I remember being a fresh faced 20-something at Radio 1, loving my rock music and being suspicious of house music in general. In those days I didn’t really see drum n bass as coming under the umbrella phrase ‘dance music’ – it rocked so much that I didn’t consider it part of what was defined as ‘dance music’ back then. At that time, ‘dance’ was largely inhabited, both at the cutting edge, in journalism and in its consumption, by purists. Almost all of these people were part of, or had witnessed first hand, the rave explosion of the late 80s and 90s, and their tastes were locked into that four to the floor kick-drum pattern.

Those of us outside this bubble felt excluded, there was nothing there for us. Until big beat came along. Suddenly, there was a type of dance music that crossed boundaries, that didn’t feel like it was the exclusive domain of the chosen few. Suddenly indie kids and rockers started feeling included, and started buying vinyl from Mo Wax, Wall Of Sound, Skint, and the like. Labels like Heavenly started to become known as ‘crossover’ labels. Club nights like The Social and The Big Beat Boutique were suddenly THE places to be.

I remember some of the dance purists at the time mocking the scene and calling it ‘student music’, as if that was somehow disparaging. They missed the point totally. Of course it was student music – ie young people’s music. This was music for all the students, not just the few doing an advanced degree in electronic music production. It was happy music, drinking music, good times music, and people like myself and Alex Metric were drinking it in!

We’d missed out on acid house, mostly by choice, but here was a hybrid of acid house, hip hop, hip house, feelgood soul and punk.
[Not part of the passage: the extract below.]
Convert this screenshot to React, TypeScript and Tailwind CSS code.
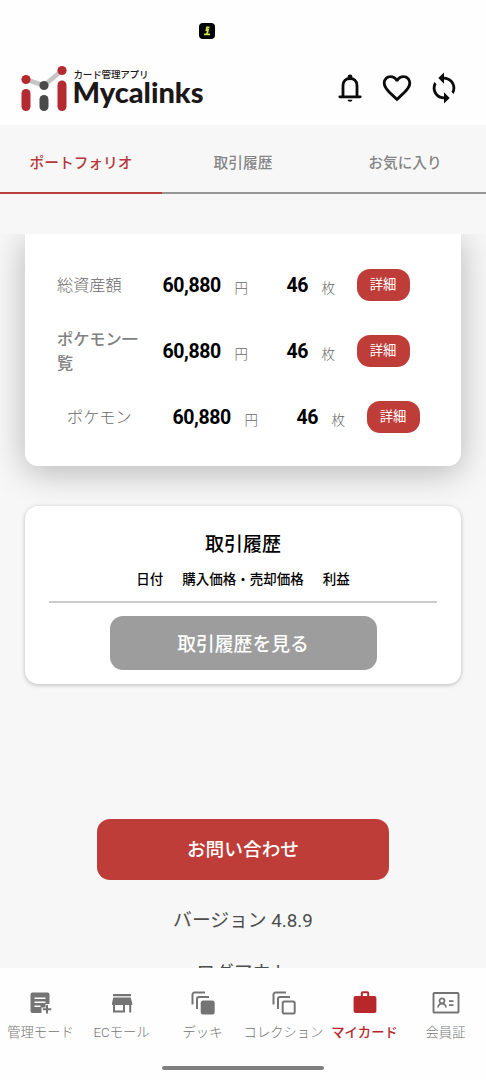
import type { ReactNode } from 'react'
import { MdFavoriteBorder, MdSync } from 'react-icons/md'

type Row = {
    label: string
    price: string
    count: string
    bold?: boolean
    indent?: boolean
}

type NavItem = {
    label: string
    icon: ReactNode
    active?: boolean
}

/* =========================
   DATA
========================= */
const tabs = ['ポートフォリオ', '取引履歴', 'お気に入り']

const rows: Row[] = [
    { label: '総資産額', price: '60,880', count: '46' },
    { label: 'ポケモン一覧', price: '60,880', count: '46', bold: true },
    { label: 'ポケモン', price: '60,880', count: '46', indent: true },
]

const navItems: NavItem[] = [
    { label: '管理モード', icon: <ManageIcon /> },
    { label: 'ECモール', icon: <StoreIcon /> },
    { label: 'デッキ', icon: <StackIcon filled /> },
    { label: 'コレクション', icon: <StackIcon /> },
    { label: 'マイカード', icon: <CaseIcon />, active: true },
    { label: '会員証', icon: <MemberIcon /> },
]

/* =========================
   ICONS
========================= */
function BellIcon() {
    return (
        <svg width="24" height="28" viewBox="0 0 24 28" fill="none">
            <path d="M5 23V11.5C5 7 8 4.500 12 4.500s7 2.500 7 7V23" stroke="#0b0b0b" strokeWidth="2.800" />
            <path d="M1.800 22.800h20.400" stroke="#0b0b0b" strokeWidth="2.800" strokeLinecap="round" />
            <circle cx="12" cy="2.800" r="2.400" fill="#0b0b0b" />
            <path d="M9.500 25.700h5c-.3 1.200-1.200 2-2.500 2s-2.200-.8-2.500-2z" fill="#0b0b0b" />
        </svg>
    )
}

function ManageIcon() {
    return (
        <svg width="24" height="24" viewBox="0 0 24 24">
            <path d="M3.500 1.500h15a2 2 0 0 1 2 2V13h-4v3.500h-4V22h-9a2 2 0 0 1-2-2V3.500a2 2 0 0 1 2-2z" fill="currentColor" />
            <path d="M5.500 7.300h11M5.500 11.300h11M5.500 15.300h6" stroke="white" strokeWidth="1.400" />
            <path d="M18 14v8.500M13.800 18.300h8.500" stroke="currentColor" strokeWidth="2" />
        </svg>
    )
}

function StoreIcon() {
    return (
        <svg width="24" height="24" viewBox="0 0 24 24" fill="currentColor">
            <path d="M3 3h18v2.200H3zM3.300 6.500h17.400l1.500 5.500v2h-1v7.500h-2V14h-4.200v7.500H3V14H2v-2zM5 14v5.500h8V14z" fillRule="evenodd" />
        </svg>
    )
}

function StackIcon({ filled = false }: { filled?: boolean }) {
    return (
        <svg width="24" height="24" viewBox="0 0 24 24" fill="none" stroke="currentColor" strokeWidth="2">
            <path d="M1.500 13.500v-10a2 2 0 0 1 2-2H14" />
            <path d="M6 18V8a2 2 0 0 1 2-2h10" />
            <rect x="10.700" y="10.500" width="12" height="12" rx="1.500" fill={filled ? 'currentColor' : 'none'} />
        </svg>
    )
}

function CaseIcon() {
    return (
        <svg width="24" height="24" viewBox="0 0 24 24">
            <path d="M8.800 6V2.300a1 1 0 0 1 1-1h4.400a1 1 0 0 1 1 1V6" fill="none" stroke="currentColor" strokeWidth="2" />
            <rect x="0.600" y="5" width="22.800" height="17" rx="2" fill="currentColor" />
        </svg>
    )
}

function MemberIcon() {
    return (
        <svg width="28" height="24" viewBox="0 0 28 24" fill="none" stroke="currentColor">
            <rect x="1.500" y="2" width="25" height="19.500" rx="0.800" strokeWidth="1.900" />
            <circle cx="10" cy="9.800" r="2.500" strokeWidth="1.700" />
            <path d="M6 16.500c.3-2.500 1.800-3.800 4-3.800s3.700 1.300 4 3.800" strokeWidth="1.700" />
            <path d="M17 10.200h4.500M17 14.200h4.500" strokeWidth="1.700" />
        </svg>
    )
}

function Logo() {
    return (
        <svg width="184" height="48" viewBox="0 0 184 48">
            <path d="M5 15.500 23 21.500 41 6.500" fill="none" stroke="#c6c6c6" strokeWidth="4.600" />
            <circle cx="5" cy="15.500" r="4.600" fill="#b52a30" />
            <circle cx="23" cy="21.500" r="4.600" fill="#4a4a4a" />
            <circle cx="41" cy="6.500" r="4.600" fill="#b52a30" />
            <rect x="0.500" y="25" width="9" height="22" rx="4.500" fill="#b52a30" />
            <rect x="18.500" y="31" width="9" height="16" rx="4.500" fill="#4a4a4a" />
            <rect x="36.500" y="16.500" width="9" height="30.500" rx="4.500" fill="#b52a30" />
            <text x="52.500" y="14" fontSize="9.600" fontWeight="500" fill="#1c1718" textLength="75">
                カード管理アプリ
            </text>
            <text x="51.500" y="39" fontSize="28" fontWeight="900" fill="#1c1718" fontFamily="Lato, sans-serif" textLength="131" lengthAdjust="spacingAndGlyphs">
                Mycalinks
            </text>
        </svg>
    )
}

/* =========================
   SECTIONS
========================= */
function Header() {
    return (
        <header className="h-[125px] shrink-0 bg-[#fefefe]">
            <div className="flex h-[62px] items-center justify-center pr-[73px]">
                <div className="flex size-4 items-center justify-center rounded-[4px] bg-black">
                    <svg width="8" height="10" viewBox="0 0 8 10" fill="none" stroke="#d4e34a" strokeWidth="1.800">
                        <path d="M6.500 1.500H4L3.500 4H5L4 8M1 8.300h6" />
                    </svg>
                </div>
            </div>
            <div className="flex h-[52px] items-center justify-between pr-[25px] pl-[21px]">
                <Logo />
                <div className="flex items-center text-[#0b0b0b]">
                    <BellIcon />
                    <MdFavoriteBorder className="ml-[18px] size-[34px]" />
                    <MdSync className="ml-[13px] size-[34px]" />
                </div>
            </div>
        </header>
    )
}

function AssetRow({ row }: { row: Row }) {
    return (
        <div className={`flex h-[66px] items-center ${row.indent ? 'pl-[42px]' : 'pl-8'}`}>
            <div className={`w-[105.500px] pt-0.5 pr-5 text-[16.200px] leading-6 ${row.bold ? 'font-medium text-[#808080]' : 'font-light text-[#6a6a6a]'}`}>
                {row.label}
            </div>
            <span className="w-[72px] pt-0.5 text-[19.500px] font-bold tracking-[-0.4px] text-black">{row.price}</span>
            <span className="w-[52px] pt-[7px] text-[13.500px] font-light text-[#666]">円</span>
            <span className="w-[35px] pt-0.5 text-[19.500px] font-bold tracking-[-0.4px] text-black">{row.count}</span>
            <span className="w-[35px] pt-[7px] text-[13.500px] font-light text-[#666]">枚</span>
            <button className="h-8 w-[53px] rounded-[13px] bg-[#bf3d38] pt-px text-[13.300px] text-white">詳細</button>
        </div>
    )
}

export default function App() {
    return (
        <div className="flex h-[1080px] w-[486px] flex-col overflow-hidden bg-[#f7f7f7] font-[Roboto,'Noto_Sans_CJK_JP',sans-serif]">
            <Header />

            {/* TABS */}
            <nav className="mb-10 grid h-[69px] shrink-0 grid-cols-3">
                {tabs.map((tab, index) => (
                    <button
                        key={tab}
                        className={`border-b-2 pt-[9px] text-[14.700px] font-medium ${index === 0 ? 'border-[#b93c3e] text-[#b4373a]' : 'border-[#969696] text-[#858585]'}`}
                    >
                        {tab}
                    </button>
                ))}
            </nav>

            {/* SCROLLED CONTENT */}
            <main className="flex h-[734px] shrink-0 flex-col items-center overflow-hidden">
                <section className="h-[231.500px] w-[436px] shrink-0 rounded-b-[13px] bg-white pt-[17.500px] shadow-[0_6px_34px_rgba(0,0,0,0.270)]">
                    {rows.map((row) => (
                        <AssetRow key={row.label} row={row} />
                    ))}
                </section>

                <section className="mt-[40.500px] flex h-[178px] w-[436px] shrink-0 flex-col items-center rounded-[13px] bg-white px-6 pt-[25px] shadow-[0_1px_4px_rgba(0,0,0,0.250)]">
                    <h2 className="text-[19px] leading-7 font-medium text-black">取引履歴</h2>
                    <div className="flex h-[44px] w-full items-center justify-center gap-[19px] border-b-2 border-[#cbcbcb] pb-0.5 text-[13.500px] font-medium text-black">
                        <span>日付</span>
                        <span>購入価格・売却価格</span>
                        <span>利益</span>
                    </div>
                    <button className="mt-[13px] h-[54px] w-[267px] rounded-[13px] bg-[#9d9d9d] pt-[5px] text-[18.800px] font-medium text-white">
                        取引履歴を見る
                    </button>
                </section>

                <button className="mt-[135px] h-[61px] w-[292px] shrink-0 rounded-[13px] bg-[#bf3d38] pt-0.5 text-[18.700px] font-medium text-white">
                    お問い合わせ
                </button>
                <p className="mt-[27px] text-[18.800px] leading-7 text-[#4d4d4d]">バージョン 4.8.9</p>
                <p className="mt-6 text-[18.700px] leading-7 text-[#4d4d4d]">ログアウト</p>
            </main>

            {/* BOTTOM NAVIGATION */}
            <footer className="flex h-28 shrink-0 flex-col items-center bg-[#fefefe]">
                <div className="grid h-[98px] w-full grid-cols-6 pt-[23px]">
                    {navItems.map((item) => (
                        <div
                            key={item.label}
                            className={`flex flex-col items-center gap-2 ${item.active ? 'text-[#b8282b]' : 'text-[#747474]'}`}
                        >
                            {item.icon}
                            <span className={`text-[13.300px] leading-5 whitespace-nowrap ${item.active ? 'font-medium' : 'font-light'}`}>
                                {item.label}
                            </span>
                        </div>
                    ))}
                </div>
                <div className="h-1 w-[162px] rounded-full bg-[#7f7f7f]" />
            </footer>
        </div>
    )
}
Who’d have thought?!

So, what was the first big beat record that set all this in motion? [Cue heated debate]. If my memory serves me correctly, the first big beat tunes I got on vinyl were probably ‘Santa Cruz’ by Fatboy Slim, ‘Devil In Sports Casual’ by Midfield General and ‘Hey You, What’s That Sound?’ By Les Rythmes Digitales, but you’d have to go back much further to find the progenitors, the likes of – whether they like it or not – Andrew Weatherall, Jagz Kooner, Liam Howlett, Depth Charge, Dust/Chemical Brothers, Justin Robertson. And let’s not forget the great contribution from the yanks, in the form of The Crystal Method and Jack Dangers/Meat Beat Manifesto.

While the purists sneered from the sidelines, big beat’s open armed inclusiveness and hands-in-the-air attitude to the sound quickly pushed the scene from underground to mainstream. Purists tend to hate anything vaguely enjoyable, but while they disapproved, we danced and we drank and we laughed, listening to Lo Fidelity Allstars, The Propellerheads, Cuba, Indian Ropeman, Kahuna Brothers, The Freestylers, Cut N Paste (who became Plump DJs), Apollo 440, Lunatic Calm, Mekon, Deadly Avenger, Akasha, Wiseguys, Derek Dahlarge, Headrillaz, etc etc…
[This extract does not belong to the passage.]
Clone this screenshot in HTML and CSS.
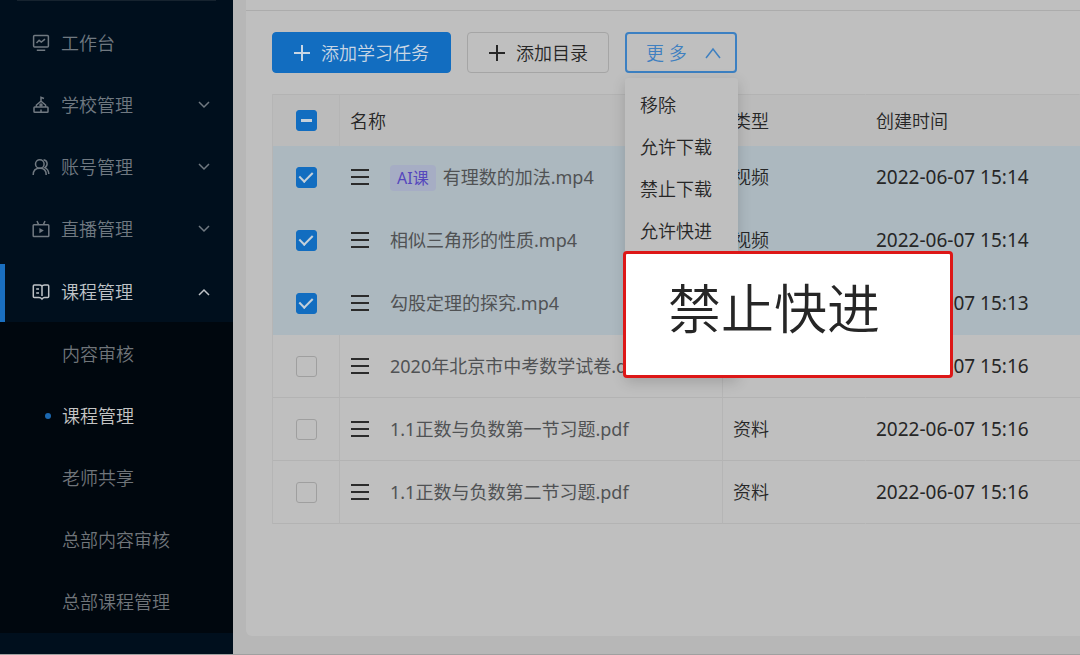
FILE: index.html
```html
<!DOCTYPE html>
<html lang="zh-CN">
<head>
<meta charset="utf-8">
<meta name="viewport" content="width=device-width, initial-scale=1">
<title>课程管理</title>
<link rel="stylesheet" href="styles.css">
</head>
<body>
<div class="layout">
  <nav class="sidebar" aria-label="主导航">
    <hr class="divider">
    <div class="menu">
      <a class="menu-item" href="#">
        <svg class="menu-icon" viewBox="0 0 18 18"><rect x="1.6" y="1.6" width="14.8" height="11.4" rx="1"/><path d="M4.5 9l2.6-2.7 2.2 1.8 3.7-3M4.8 16.3h8.4"/></svg>
        <span>工作台</span>
      </a>
      <a class="menu-item" href="#">
        <svg class="menu-icon" viewBox="0 0 18 18"><rect x="2" y="11" width="14" height="5.3" rx=".8"/><path d="M4.4 11V9L9 5.2 13.6 9v2M9 5.2V1.3l3 1.2M9 16v-2.6"/><circle cx="9" cy="9" r="1"/></svg>
        <span>学校管理</span>
        <svg class="menu-arrow" viewBox="0 0 12 8"><path d="M1 1l5 5 5-5"/></svg>
      </a>
      <a class="menu-item" href="#">
        <svg class="menu-icon" viewBox="0 0 18 18"><circle cx="7.8" cy="6" r="4.3"/><path d="M1.2 17c0-4.500 2.600-6.700 6.600-6.700s6.400 2.200 6.400 6.700M11.600 1.700c4.200.6 4.600 6 1.300 7.900 2.500 1.100 3.800 3.300 3.900 6.400"/></svg>
        <span>账号管理</span>
        <svg class="menu-arrow" viewBox="0 0 12 8"><path d="M1 1l5 5 5-5"/></svg>
      </a>
      <a class="menu-item" href="#">
        <svg class="menu-icon" viewBox="0 0 18 18"><rect x="1.200" y="4.800" width="15.600" height="11.800" rx=".8"/><path d="M5 1l1.600 3.600M13 1l-1.600 3.600"/><path class="solid" d="M7.400 8v5.200l4.400-2.600z"/></svg>
        <span>直播管理</span>
        <svg class="menu-arrow" viewBox="0 0 12 8"><path d="M1 1l5 5 5-5"/></svg>
      </a>
      <a class="menu-item active" href="#">
        <svg class="menu-icon" viewBox="0 0 18 18"><path d="M10 3.200Q9 2 7.500 2H2.300q-1 0-1 1v10.600q0 1 1 1H7q1.800 0 3 1.400 1.200-1.400 2.500-1.400h3.200q1 0 1-1V3q0-1-1-1h-3.200Q10.500 2 10 3.200V13M4.200 6h2.800M4.200 10h2.800"/></svg>
        <span>课程管理</span>
        <svg class="menu-arrow" viewBox="0 0 12 8"><path d="M1 7l5-5 5 5"/></svg>
      </a>
    </div>
    <div class="submenu">
      <a href="#">内容审核</a>
      <a href="#" class="current" aria-current="page">课程管理</a>
      <a href="#">老师共享</a>
      <a href="#">总部内容审核</a>
      <a href="#">总部课程管理</a>
    </div>
  </nav>

  <main class="content">
    <section class="card">
      <div class="toolbar">
        <button class="btn primary" type="button">
          <svg class="plus" viewBox="0 0 18 18"><path d="M9 1v16M1 9h16"/></svg>添加学习任务
        </button>
        <button class="btn" type="button">
          <svg class="plus" viewBox="0 0 18 18"><path d="M9 1v16M1 9h16"/></svg>添加目录
        </button>
        <div class="dropdown">
          <button class="btn more" type="button" aria-expanded="true">更 多
            <svg class="more-arrow" viewBox="0 0 16 12"><path d="M1 11l7-9 7 9"/></svg>
          </button>
          <div class="dropdown-menu">
            <button type="button">移除</button>
            <button type="button">允许下载</button>
            <button type="button">禁止下载</button>
            <button type="button">允许快进</button>
            <button type="button" class="callout">禁止快进</button>
          </div>
        </div>
      </div>

      <table class="files">
        <colgroup><col class="col-check"><col class="col-name"><col class="col-type"><col></colgroup>
        <thead>
          <tr><th><input class="check partial" type="checkbox" aria-label="全选"></th><th>名称</th><th>类型</th><th>创建时间</th></tr>
        </thead>
        <tbody>
          <tr class="selected">
            <td><input class="check" type="checkbox" aria-label="选择 有理数的加法.mp4" checked></td>
            <td><div class="name"><svg class="handle" viewBox="0 0 18 16"><path d="M0 1h18M0 8h18M0 15h18"/></svg><span class="file"><span class="tag">AI课</span>有理数的加法.mp4</span></div></td>
            <td>视频</td><td class="time">2022-06-07 15:14</td>
          </tr>
          <tr class="selected">
            <td><input class="check" type="checkbox" aria-label="选择 相似三角形的性质.mp4" checked></td>
            <td><div class="name"><svg class="handle" viewBox="0 0 18 16"><path d="M0 1h18M0 8h18M0 15h18"/></svg><span class="file">相似三角形的性质.mp4</span></div></td>
            <td>视频</td><td class="time">2022-06-07 15:14</td>
          </tr>
          <tr class="selected">
            <td><input class="check" type="checkbox" aria-label="选择 勾股定理的探究.mp4" checked></td>
            <td><div class="name"><svg class="handle" viewBox="0 0 18 16"><path d="M0 1h18M0 8h18M0 15h18"/></svg><span class="file">勾股定理的探究.mp4</span></div></td>
            <td></td><td class="time">2022-06-07 15:13</td>
          </tr>
          <tr>
            <td><input class="check" type="checkbox" aria-label="选择 2020年北京市中考数学试卷"></td>
            <td><div class="name"><svg class="handle" viewBox="0 0 18 16"><path d="M0 1h18M0 8h18M0 15h18"/></svg><span class="file">2020年北京市中考数学试卷.docx</span></div></td>
            <td></td><td class="time">2022-06-07 15:16</td>
          </tr>
          <tr>
            <td><input class="check" type="checkbox" aria-label="选择 1.1正数与负数第一节习题.pdf"></td>
            <td><div class="name"><svg class="handle" viewBox="0 0 18 16"><path d="M0 1h18M0 8h18M0 15h18"/></svg><span class="file">1.1正数与负数第一节习题.pdf</span></div></td>
            <td>资料</td><td class="time">2022-06-07 15:16</td>
          </tr>
          <tr>
            <td><input class="check" type="checkbox" aria-label="选择 1.1正数与负数第二节习题.pdf"></td>
            <td><div class="name"><svg class="handle" viewBox="0 0 18 16"><path d="M0 1h18M0 8h18M0 15h18"/></svg><span class="file">1.1正数与负数第二节习题.pdf</span></div></td>
            <td>资料</td><td class="time">2022-06-07 15:16</td>
          </tr>
        </tbody>
      </table>
    </section>
  </main>
</div>
</body>
</html>
```

FILE: styles.css
```css
* {
  box-sizing: border-box;
}

body {
  margin: 0;
  background: #b7b7b7;
  color: #262626;
  font-family: "Noto Sans", "Noto Sans CJK SC", sans-serif;
  font-size: 18px;
  font-weight: 350;
  line-height: 26px;
}

button {
  font: inherit;
  color: inherit;
  cursor: pointer;
}

a {
  color: inherit;
  text-decoration: none;
}

svg {
  fill: none;
  stroke: currentColor;
  flex: none;
}

.layout {
  display: flex;
  min-height: 100vh;
  border-bottom: 1px solid #a0a0a0;
}

/* Sidebar */
.sidebar {
  flex: 0 0 233px;
  background: #000f1d;
  color: #707981;
}

.divider {
  height: 1px;
  margin: 0 17px;
  border: 0;
  background: #16232f;
}

.menu {
  display: flex;
  flex-direction: column;
  gap: 5px;
  padding-top: 13px;
}

.menu-item {
  display: flex;
  align-items: center;
  height: 57px;
  padding: 0 23px 0 32px;
}

.menu-icon {
  width: 18px;
  height: 18px;
  margin-right: 11px;
  stroke-width: 1.5;
}

.menu-icon .solid {
  fill: currentColor;
  stroke: none;
}

.menu-arrow {
  width: 12px;
  height: 8px;
  margin-left: auto;
  stroke-width: 1.5;
}

.menu-item.active {
  height: 58px;
  margin-top: 2px;
  padding-bottom: 3px;
  padding-left: 27px;
  border-left: 5px solid #1a6fc0;
  color: #bfc3c7;
}

.submenu {
  display: flex;
  flex-direction: column;
  padding-top: 1px;
  background: #00070e;
  color: #70757a;
}

.submenu a {
  display: flex;
  align-items: center;
  height: 62px;
  padding-left: 62px;
}

.submenu .current {
  padding-left: 45px;
  color: #c4c4c4;
}

.current::before {
  content: "";
  width: 6px;
  height: 6px;
  margin-right: 11px;
  border-radius: 50%;
  background: #1b68b0;
}

/* Content */
.content {
  display: flex;
  flex: 1;
  min-width: 0;
  padding: 0 0 18px 13px;
}

.card {
  flex: 1;
  min-width: 0;
  border-bottom-left-radius: 6px;
  background: #bfbfbf;
}

.card::before {
  content: "";
  display: block;
  height: 1px;
  margin-top: 10px;
  background: #acacac;
}

.toolbar {
  display: flex;
  gap: 16px;
  padding: 21px 26px;
}

.btn {
  display: flex;
  align-items: center;
  gap: 10px;
  height: 41px;
  padding: 0 20px;
  border: 1px solid #a5a5a5;
  border-radius: 4px;
  background: #bfbfbf;
  white-space: nowrap;
}

.primary {
  padding: 0 21px 0 20px;
  border-color: #126dc0;
  background: #126dc0;
  color: #c8d6e4;
}

.plus {
  width: 18px;
  height: 18px;
  stroke-width: 2;
}

.more {
  gap: 18px;
  padding: 0 14px 0 19px;
  border: 2px solid #3c80c2;
  color: #3f80c0;
}

.more-arrow {
  width: 16px;
  height: 12px;
  stroke-width: 1.5;
}

.dropdown {
  position: relative;
}

.dropdown-menu {
  position: absolute;
  top: 100%;
  left: 0;
  z-index: 2;
  width: 113px;
  margin-top: 5px;
  padding-top: 6px;
  border-radius: 3px;
  background: #bfbfbf;
  box-shadow: 0 4px 14px rgba(0, 0, 0, 0.16);
}

.dropdown-menu button {
  display: block;
  width: 100%;
  height: 42px;
  padding: 0 15px;
  border: 0;
  background: none;
  text-align: left;
  white-space: nowrap;
}

.dropdown-menu .callout {
  width: 330px;
  height: 127px;
  margin: -1px 0 0 -2px;
  padding: 0 42px 12px;
  border: 3px solid #dd1717;
  border-radius: 4px;
  background: #fff;
  font-size: 53px;
  line-height: 64px;
}

/* File table */
.files {
  width: calc(100% - 26px);
  margin-left: 26px;
  table-layout: fixed;
  border-spacing: 0;
  border-left: 1px solid #b5b5b5;
}

.col-check {
  width: 67px;
}

.col-name {
  width: 383px;
}

.col-type {
  width: 143px;
}

.files th,
.files td {
  height: 63px;
  padding: 0 10px;
  border-right: 1px solid #b5b5b5;
  border-bottom: 1px solid #b3b3b3;
  text-align: left;
  white-space: nowrap;
}

.files th {
  height: 52px;
  border-top: 1px solid #b3b3b3;
  border-bottom: 0;
  background: #bbb;
  font-weight: 350;
}

.files th:first-child,
.files td:first-child {
  padding: 0;
}

.files th:nth-child(n + 2),
.files td:nth-child(3) {
  border-right-color: transparent;
}

.files .selected td {
  border-color: #acb8bf;
  background: #acb8bf;
}

.files .time {
  border-right: 0;
  font-size: 19px;
  font-weight: 400;
}

.name {
  display: flex;
  align-items: center;
  gap: 21px;
  padding-left: 1px;
  color: #505254;
  font-weight: 400;
}

.handle {
  width: 18px;
  height: 16px;
  color: #2b2b2b;
  stroke-width: 2;
}

.tag {
  display: inline-block;
  margin-right: 7px;
  padding: 0 7px;
  border-radius: 4px;
  background: #a6adc4;
  color: #5547bd;
  font-size: 16px;
}

.check {
  appearance: none;
  display: grid;
  place-items: center;
  width: 21px;
  height: 21px;
  margin: 0 auto;
  border: 1px solid #9f9f9f;
  border-radius: 3px;
}

.check:checked,
.check.partial {
  border-color: #126dc0;
  background: #126dc0;
}

.check:checked::after {
  content: "";
  width: 6px;
  height: 11px;
  margin-bottom: 3px;
  border: solid #c5d0da;
  border-width: 0 2px 2px 0;
  transform: rotate(45deg);
}

.check.partial::after {
  content: "";
  width: 11px;
  height: 3px;
  background: #c5d0da;
}
```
We laughed and we danced and we smoked spliffs and we danced some more, right up until the tune that brought the whole scene crashing in on itself. It was a brilliant tune, one we’d loved for ages, from the Wall Of Sound label. But when the masterful ‘Ooh La La’ by The Wiseguys was synched to a Budweiser advert, you could hear the purists sharpening their knives while shouting from the rooftops that this would be the record that killed big beat.

The backlash became unassailable. By this point, LRD, Chemical Brothers and FC Kahuna had all gone flat four-four, the four year student cycle was over and the newbies were searching for something new to call their own, so it petered out, and while the UK breaks scene kept the flame burning for a while, it too became, like Voldemort, “they who cannot be named”.

But now, twelve or so years later, I can feel a little change of wind direction. The long dead corpse of big beat is starting to twitch, because we’re talking about it again. UK garage has come back, and it’s great! Even better than the first time round, and MJ Cole, its greatest exponent, is still making amazing records. So it’s only a matter of time before the wheel turns full circle and we get a proper big beat revival.

I have a feeling that artists like Theo Wiseguys have tried to distance themselves from the genre, for obvious and totally understandable reasons. If EVERYBODY knew that Fake Blood was Theo, then maybe his reincarnation or reinvention would not have been so successful, but to Theo and anybody else who feels in anyway ashamed of their involvement in big beat, I say feel no shame! Hold your heads high! You were involved in one of the best movements dance music ever.

Without you there would be no me, no Alex Metric, no Justin Robertson, Jon Carter or Hervé, and probably no you – the chances are most people reading this will be people seduced into dance by big beat, hence my opening paragraph about the welcome feedback.

I can feel it coming – Monkey Mafia have reformed, I’m even getting whispers from one or two very cool contemporary producers that they are working on big beat tunes (“Shhhhhhh”, they always say) and when it comes, I shall welcome it with open arms, as it welcomed me all those years ago.